## BEGIN

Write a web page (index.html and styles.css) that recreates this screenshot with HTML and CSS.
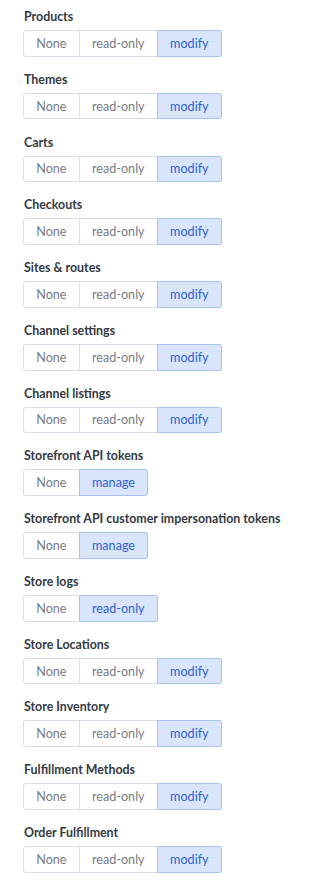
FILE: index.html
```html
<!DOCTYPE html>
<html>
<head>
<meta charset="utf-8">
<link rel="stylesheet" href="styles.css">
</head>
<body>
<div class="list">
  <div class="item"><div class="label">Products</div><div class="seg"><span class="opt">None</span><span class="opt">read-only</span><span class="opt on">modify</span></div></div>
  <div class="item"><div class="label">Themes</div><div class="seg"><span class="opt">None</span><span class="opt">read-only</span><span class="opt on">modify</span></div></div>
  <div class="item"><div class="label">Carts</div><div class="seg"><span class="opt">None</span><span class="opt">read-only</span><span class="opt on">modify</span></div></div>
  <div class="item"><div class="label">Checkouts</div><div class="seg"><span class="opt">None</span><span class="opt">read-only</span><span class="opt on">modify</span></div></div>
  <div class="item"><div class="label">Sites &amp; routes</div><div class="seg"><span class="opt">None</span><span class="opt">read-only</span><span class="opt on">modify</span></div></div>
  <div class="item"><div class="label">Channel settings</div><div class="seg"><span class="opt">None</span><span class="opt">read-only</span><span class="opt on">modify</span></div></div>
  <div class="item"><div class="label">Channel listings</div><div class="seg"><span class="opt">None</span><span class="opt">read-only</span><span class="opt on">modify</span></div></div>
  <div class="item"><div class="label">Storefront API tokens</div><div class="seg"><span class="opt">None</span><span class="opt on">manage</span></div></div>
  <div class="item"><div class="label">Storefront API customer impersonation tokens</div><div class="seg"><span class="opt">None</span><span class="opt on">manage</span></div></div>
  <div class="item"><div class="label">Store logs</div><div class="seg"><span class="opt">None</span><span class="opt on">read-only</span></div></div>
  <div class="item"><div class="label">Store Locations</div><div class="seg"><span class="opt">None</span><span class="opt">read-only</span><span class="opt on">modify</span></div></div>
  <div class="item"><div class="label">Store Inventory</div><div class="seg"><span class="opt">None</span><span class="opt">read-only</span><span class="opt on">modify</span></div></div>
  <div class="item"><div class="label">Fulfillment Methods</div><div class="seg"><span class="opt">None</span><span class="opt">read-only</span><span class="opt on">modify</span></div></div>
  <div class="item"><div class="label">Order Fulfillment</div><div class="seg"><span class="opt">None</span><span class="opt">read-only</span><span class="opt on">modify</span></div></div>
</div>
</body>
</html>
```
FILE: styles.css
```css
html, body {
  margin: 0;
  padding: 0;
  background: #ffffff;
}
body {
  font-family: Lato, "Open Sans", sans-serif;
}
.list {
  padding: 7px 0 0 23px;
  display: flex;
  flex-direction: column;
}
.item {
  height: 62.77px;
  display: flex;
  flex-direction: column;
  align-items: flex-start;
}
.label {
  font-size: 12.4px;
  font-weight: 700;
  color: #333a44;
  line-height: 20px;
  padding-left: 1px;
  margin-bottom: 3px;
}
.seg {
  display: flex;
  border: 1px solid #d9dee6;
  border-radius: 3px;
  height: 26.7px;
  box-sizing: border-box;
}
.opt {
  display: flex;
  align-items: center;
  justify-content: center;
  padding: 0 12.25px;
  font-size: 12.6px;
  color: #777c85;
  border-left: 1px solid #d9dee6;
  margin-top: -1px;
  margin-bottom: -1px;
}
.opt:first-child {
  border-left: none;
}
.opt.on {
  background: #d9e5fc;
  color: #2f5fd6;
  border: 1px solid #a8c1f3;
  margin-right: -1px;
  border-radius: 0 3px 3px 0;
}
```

## END

Directions for this task →
Give the data above again in full and unchanged, skipping the pictures.

Solution to this problem →
Write a web page (index.html and styles.css) that recreates this screenshot with HTML and CSS.
FILE: index.html
```html
<!DOCTYPE html>
<html>
<head>
<meta charset="utf-8">
<link rel="stylesheet" href="styles.css">
</head>
<body>
<div class="list">
  <div class="item"><div class="label">Products</div><div class="seg"><span class="opt">None</span><span class="opt">read-only</span><span class="opt on">modify</span></div></div>
  <div class="item"><div class="label">Themes</div><div class="seg"><span class="opt">None</span><span class="opt">read-only</span><span class="opt on">modify</span></div></div>
  <div class="item"><div class="label">Carts</div><div class="seg"><span class="opt">None</span><span class="opt">read-only</span><span class="opt on">modify</span></div></div>
  <div class="item"><div class="label">Checkouts</div><div class="seg"><span class="opt">None</span><span class="opt">read-only</span><span class="opt on">modify</span></div></div>
  <div class="item"><div class="label">Sites &amp; routes</div><div class="seg"><span class="opt">None</span><span class="opt">read-only</span><span class="opt on">modify</span></div></div>
  <div class="item"><div class="label">Channel settings</div><div class="seg"><span class="opt">None</span><span class="opt">read-only</span><span class="opt on">modify</span></div></div>
  <div class="item"><div class="label">Channel listings</div><div class="seg"><span class="opt">None</span><span class="opt">read-only</span><span class="opt on">modify</span></div></div>
  <div class="item"><div class="label">Storefront API tokens</div><div class="seg"><span class="opt">None</span><span class="opt on">manage</span></div></div>
  <div class="item"><div class="label">Storefront API customer impersonation tokens</div><div class="seg"><span class="opt">None</span><span class="opt on">manage</span></div></div>
  <div class="item"><div class="label">Store logs</div><div class="seg"><span class="opt">None</span><span class="opt on">read-only</span></div></div>
  <div class="item"><div class="label">Store Locations</div><div class="seg"><span class="opt">None</span><span class="opt">read-only</span><span class="opt on">modify</span></div></div>
  <div class="item"><div class="label">Store Inventory</div><div class="seg"><span class="opt">None</span><span class="opt">read-only</span><span class="opt on">modify</span></div></div>
  <div class="item"><div class="label">Fulfillment Methods</div><div class="seg"><span class="opt">None</span><span class="opt">read-only</span><span class="opt on">modify</span></div></div>
  <div class="item"><div class="label">Order Fulfillment</div><div class="seg"><span class="opt">None</span><span class="opt">read-only</span><span class="opt on">modify</span></div></div>
</div>
</body>
</html>
```
FILE: styles.css
```css
html, body {
  margin: 0;
  padding: 0;
  background: #ffffff;
}
body {
  font-family: Lato, "Open Sans", sans-serif;
}
.list {
  padding: 7px 0 0 23px;
  display: flex;
  flex-direction: column;
}
.item {
  height: 62.77px;
  display: flex;
  flex-direction: column;
  align-items: flex-start;
}
.label {
  font-size: 12.4px;
  font-weight: 700;
  color: #333a44;
  line-height: 20px;
  padding-left: 1px;
  margin-bottom: 3px;
}
.seg {
  display: flex;
  border: 1px solid #d9dee6;
  border-radius: 3px;
  height: 26.7px;
  box-sizing: border-box;
}
.opt {
  display: flex;
  align-items: center;
  justify-content: center;
  padding: 0 12.25px;
  font-size: 12.6px;
  color: #777c85;
  border-left: 1px solid #d9dee6;
  margin-top: -1px;
  margin-bottom: -1px;
}
.opt:first-child {
  border-left: none;
}
.opt.on {
  background: #d9e5fc;
  color: #2f5fd6;
  border: 1px solid #a8c1f3;
  margin-right: -1px;
  border-radius: 0 3px 3px 0;
}
```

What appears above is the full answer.